Advertisement

Theater Review

Tom Titus

The the Academy for Performing Arts headquartered at Huntington Beach

High School, now nearly a decade old, gathers arts-minded students from

miles around and converges them into special classes in theater, music

and dance -- as well as a full dose of the state-required curriculum --

with the goal of preparing tomorrow’s Broadway and Hollywood performers.

At the center of all this talent is its artistic director, Diane

Makas-Colwell, who also chairs the dance department and is a renowned

choreographer. She’s starting her sixth year with APA and her enthusiasm

for the program is contagious.

“This program is designed for students who already have (artistic)

skills,” Colwell explained. “We develop and refine it. The graduates all

leave here with head shots and resumes.”

With enrollment in the low 400s for the upcoming term (“We’re running

out of space. We had to turn over 100 kids away,” she laments), Colwell

and her staff of 10 professional instructors will have their hands quite

full. And she’s under no illusion that all of her students will pursue

professional careers in the arts after graduation.

“About 50% of them continue in the arts,” she said. “But lots of them

will pursue other careers and come back to tell us how their experience

at APA gave them confidence, which they used in other areas.”

Additionally, she said, APA students “find opportunities they wouldn’t

get in a normal high school.” These include field trips to view

professionally performed plays and musicals and guest artists conducting

master classes in their specialty.

The Huntington Beach program, one of 110 APAs in the United States, is

supported by the Huntington Beach Union High School District as well as

the APA Foundation, a tax-exempt corporation, which raises in the

neighborhood of $90,000 a year for its programs.

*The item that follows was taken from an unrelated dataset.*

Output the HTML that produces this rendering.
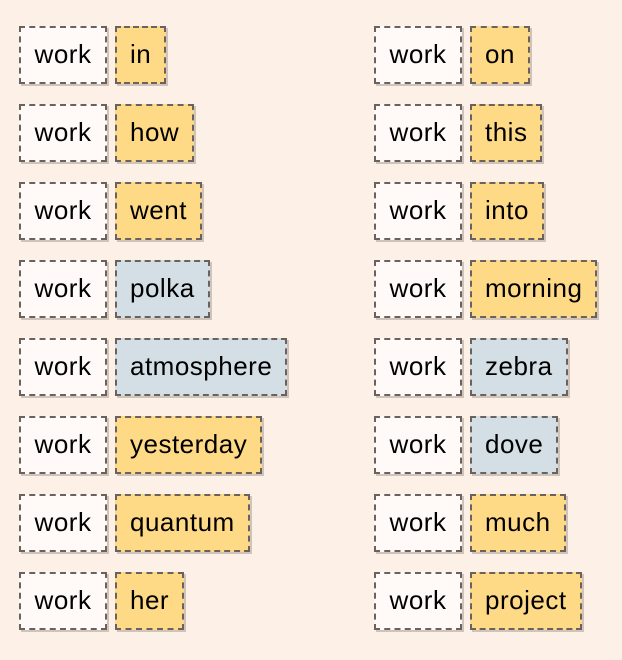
<!DOCTYPE html>
<html><head><style>
body{margin:0;width:622px;height:660px;background:#fdf0e6;font-family:"Liberation Sans",sans-serif;position:relative;overflow:hidden}
.col{position:absolute;top:26px}
.row{height:58px;margin-bottom:20px;display:flex;gap:8px}
.b{box-sizing:border-box;height:58px;line-height:52px;border:2px dashed #6a625e;padding:0 13px;font-size:26px;letter-spacing:0.5px;color:#000;box-shadow:2px 2px 0 #cfc3ba;white-space:nowrap}
.w{background:#fffaf7;width:88px;text-align:center;padding:0}
.y{background:#fed986}
.g{background:#d3dfe5}
</style></head><body>
<div class="col" style="left:19px">
<div class="row"><div class="b w">work</div><div class="b y">in</div></div>
<div class="row"><div class="b w">work</div><div class="b y">how</div></div>
<div class="row"><div class="b w">work</div><div class="b y">went</div></div>
<div class="row"><div class="b w">work</div><div class="b g">polka</div></div>
<div class="row"><div class="b w">work</div><div class="b g">atmosphere</div></div>
<div class="row"><div class="b w">work</div><div class="b y">yesterday</div></div>
<div class="row"><div class="b w">work</div><div class="b y">quantum</div></div>
<div class="row"><div class="b w">work</div><div class="b y">her</div></div>
</div>
<div class="col" style="left:374px">
<div class="row"><div class="b w">work</div><div class="b y">on</div></div>
<div class="row"><div class="b w">work</div><div class="b y">this</div></div>
<div class="row"><div class="b w">work</div><div class="b y">into</div></div>
<div class="row"><div class="b w">work</div><div class="b y">morning</div></div>
<div class="row"><div class="b w">work</div><div class="b g">zebra</div></div>
<div class="row"><div class="b w">work</div><div class="b g">dove</div></div>
<div class="row"><div class="b w">work</div><div class="b y">much</div></div>
<div class="row"><div class="b w">work</div><div class="b y">project</div></div>
</div>
</body></html>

And the Disney

Foundation now offers three $1,000 college scholarships for arts-focused

students.

The kids also take their show on the road. They’re planning a touring

project in which the school’s October musical, “Once on This Island,”

will be performed at middle and elementary schools in the area.

This should prove an effective recruiting campaign and Colwell is

hoping to launch an exchange program with the APA in Hawaii.

Apart from their drama, music or dance focus, APA students must take

an additional 40 credits in the more traditional curriculum. At

graduation, Colwell said, honor students wear a burgundy cord on their

gowns that’s known informally as the “Oscar cord.”

And now APA isn’t strictly limited to performing arts. Beginning this

fall, classes will be offered in media arts under the direction of John

Colby.

And what awaits the Huntington Beach APA grad in the big, wide world?

Well, one student, T.J. Dawson, isn’t waiting. He’s taken a leave of

absence to play Roger in a seven-month professional tour of the musical

“Grease.”

Graduates will be well prepared for college. “We just rewrote all of

our courses to align with University of California requirements,” Colwell

noted.

And, when one of the grads inevitably lands in a touring production of

“Fame,” he or she will feel right at home.